The Department of African American Studies offers the opportunity for study, research, and community involvement in African American Studies and enables students to explore cultural, literary, historical, socioeconomic and other issues affecting African Americans as well as the link with continental Africa and the Caribbean areas. The department provides a major, leading to a B.A. degree and a minor, both with two sub-areas of specialization, one in the social sciences and one in humanities.




Each year the Department of African American Studies selects graduating majors and minors as recipients for the following awards:


  • Anna Julia Cooper/Carter G. Woodson: Award for Academic Achievement in the Major of African American Studies.
  • W.E.B. DuBois: Award for Outstanding Scholarship to an African American Studies for highest overall GPA.
  • Fannie Lou Hamer: Award for Outstanding Community Service.
  • Angela Davis/Walter Rodney: Award of Academic Achievement in the Minor of African American Studies.

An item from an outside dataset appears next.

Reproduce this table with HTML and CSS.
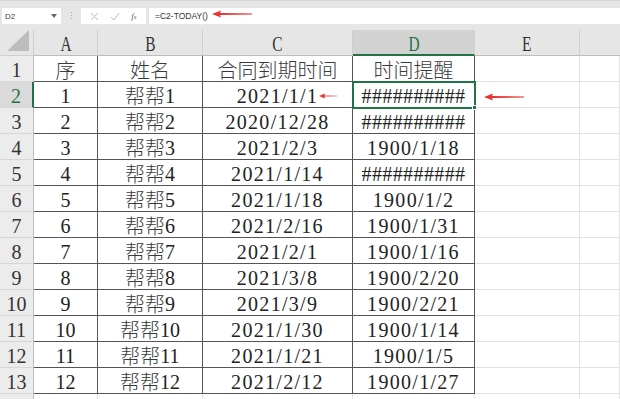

Images (From Left to Right):


Anna Julia Cooper, Professor, Prolific writer, and early-Black Feminist; Carter G. Woodson, Historian, Journalist, Father of African American history and Black history month; W. E. B. Du Bois, Public intellectual and prolific Black freedom scholar, an architect of the Pan Africanist movement and agitation politics, and a founder of the NAACP; Fannie Lou Hamer, Civil Rights Leader and Voting Rights Activist from humble sharecropping roots, was a lead organizer of Mississippi Freedom Summer (1964) and ran for Congress on several occasions, ultimately becoming a Democratic National Committee (DNC) Representative from 1968-1971 and DNC delegate in 1972.